Il 14 dicembre 1976 Adolfo Suárez, il presidente del governo che il giovane re Juan Carlos ha messo da qualche mese alla testa del processo di democratizzazione della Spagna, pronuncia il discorso del sì al cambiamento. Offre all’opinione pubblica la rottamazione dell’antico regime franchista, apre la società alle riforme e al processo costituzionale che dovrà includere i sindacati dei lavoratori, i partiti d’opposizione, le nazionalità represse nei decenni del clerico-fascismo.
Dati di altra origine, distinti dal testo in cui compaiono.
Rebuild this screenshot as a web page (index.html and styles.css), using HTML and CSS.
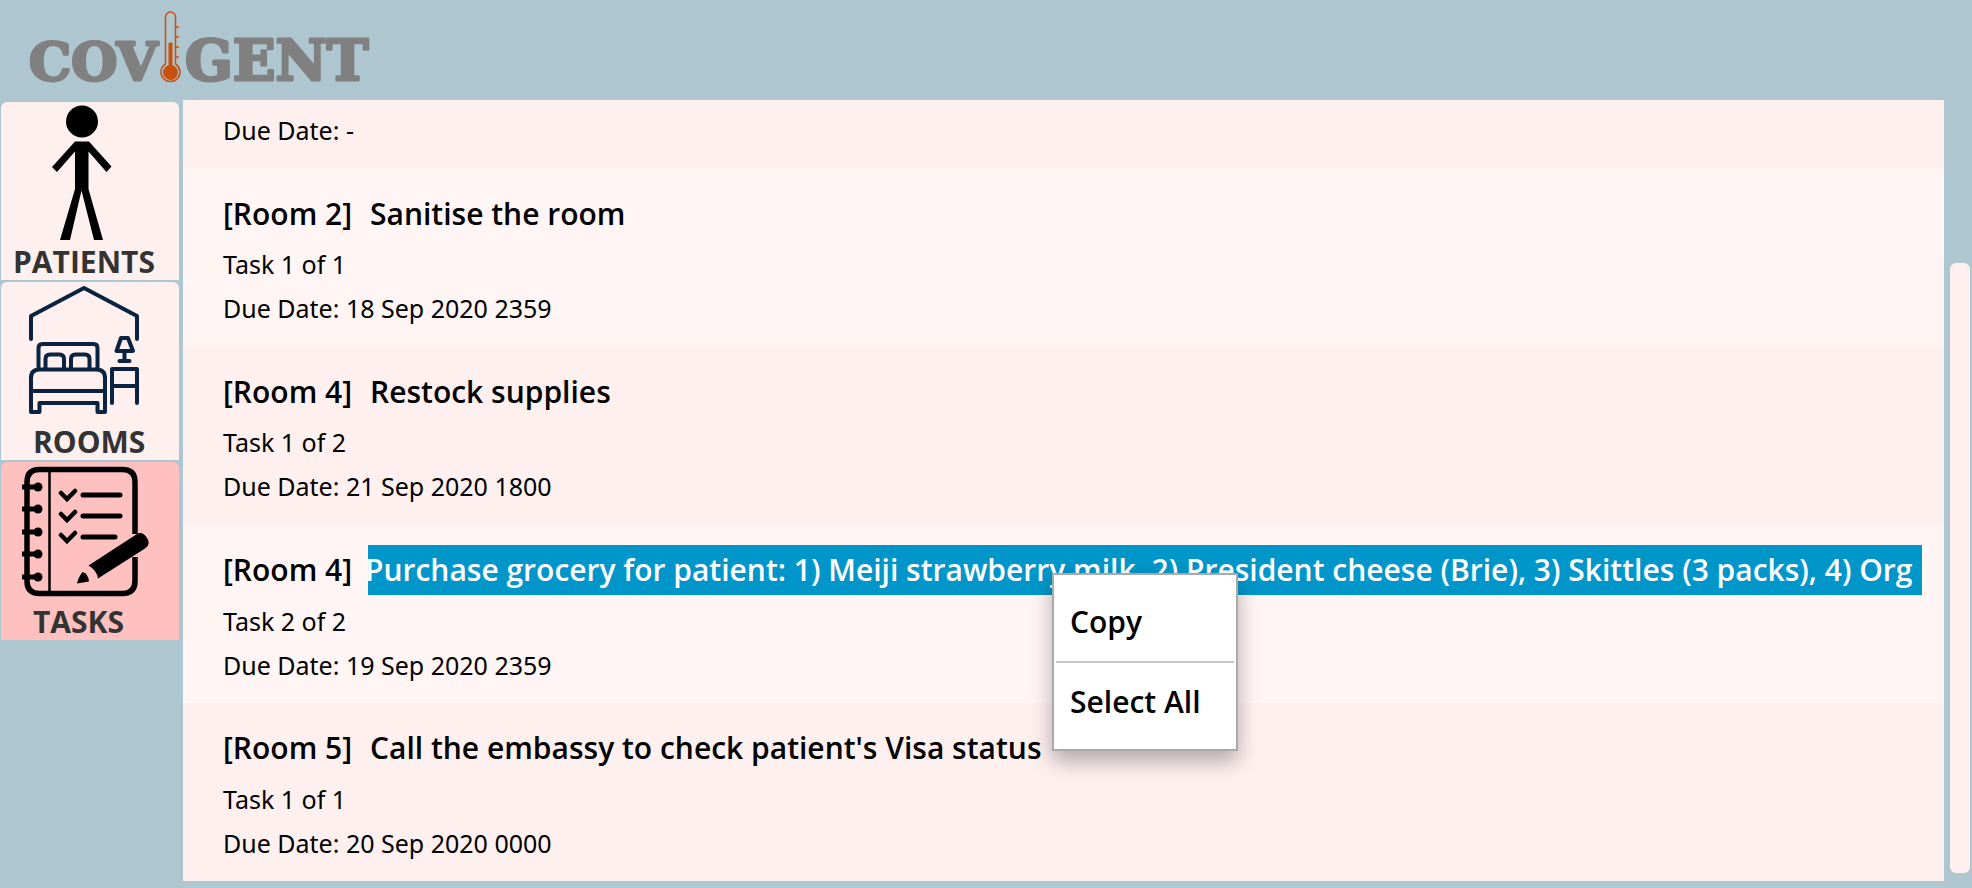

Nel messaggio sollecita la società alla concordia e alla pace civile, evocando a breve un governo eletto dalla maggioranza dei cittadini, capace di rispetto per la minoranza sconfitta. Termina, guardando le telecamere: “Adesso la parola è a voi”.
L’avvenimento è clamoroso. Suárez era stato il ministro del “Movimento” di regime. Il re sedeva sul trono come figlioccio del dittatore, non come erede del titolo di suo padre Juan di Borbone, verso il quale Franco aveva inimicizia. Solo in seguito si capirà che i due rappresentano la nuova generazione, e all’unisono “sentono” il vento nuovo da cui vuole essere portato il popolo spagnolo. Altro elemento da considerare per la valutazione in sede storica: il discorso è pronunciato nel pieno del sequestro, attribuito ai Grapo, gruppo paramilitare di estrema sinistra, del presidente del Consiglio di stato, José María de Oriol.
Suárez chiama al referendum sulla riforma politica e consegna al popolo l’occasione di libertà e democrazia, contro i poteri “di fatto” che non ne vogliono sentir parlare. Il giorno dopo, dice sì più del 94% dei votanti. A giugno, si terranno le prime elezioni e saranno vinte dal partito di centro nel frattempo creato da Suárez. Alla fine del 1978 la nuova costituzione. Arriverà anche in Spagna il tempo del “desencanto” per la politica corrotta, ma in quel momento la svolta è condivisa e unanime.
Del discorso di quel martedì di quasi quarant’anni fa, e degli avvenimenti di quell’anno fondamentale per la costruzione della democrazia in Spagna e nell’intero Sud Europa (Grecia e Portogallo attraversavano processi simili e l’Italia passava tra turbolenze che attentavano anche alla costituzione democratica), scrive ora Rafael Ansón, nel libro El año mágico de Adolfo Suárez, presentato sabato 6 dicembre a Madrid. L’autore, amico e confidente dell’allora presidente del governo, fu con lui Direttore generale della TV pubblica, RTVE. Ricorda con affetto il leader e giudica con generosità la sua azione, che sostenne dal pulpito della catena radiotelevisiva pubblica. Ansón scrive in modo complice, e restituisce al politico, scomparso qualche mese fa dopo una lunga malattia degenerativa, il posto che merita nella storia del paese e della democrazia europea. Due i meriti che vengono fuori dalla lettura: la disponibilità di quel gruppo dirigente alla perdita del potere per il bene del paese, la rapidità e l’efficacia dei processi di transizione.
L’autore, che è tuttora uomo di comunicazione e giornalismo, esalta il compito svolto dalla radiotelevisione pubblica, in quella fase storica, nella “rieducazione” del popolo spagnolo, per staccarlo dalle condizioni culturali nelle quali era stato allevato ed educato sotto il regime di Franco. Conosco personalmente Rafael, che mi riserva da sempre una signorile amicizia. Una volta gli rimproverai la sottovalutazione della rilevanza di riviste e quotidiani nella transizione spagnola alla democrazia. Mi rispose, con un sorriso sardonico: “I miei telegiornali venivano visti da 20 milioni di spagnoli. Trovami un quotidiano o un settimanale che avesse così tanti lettori”.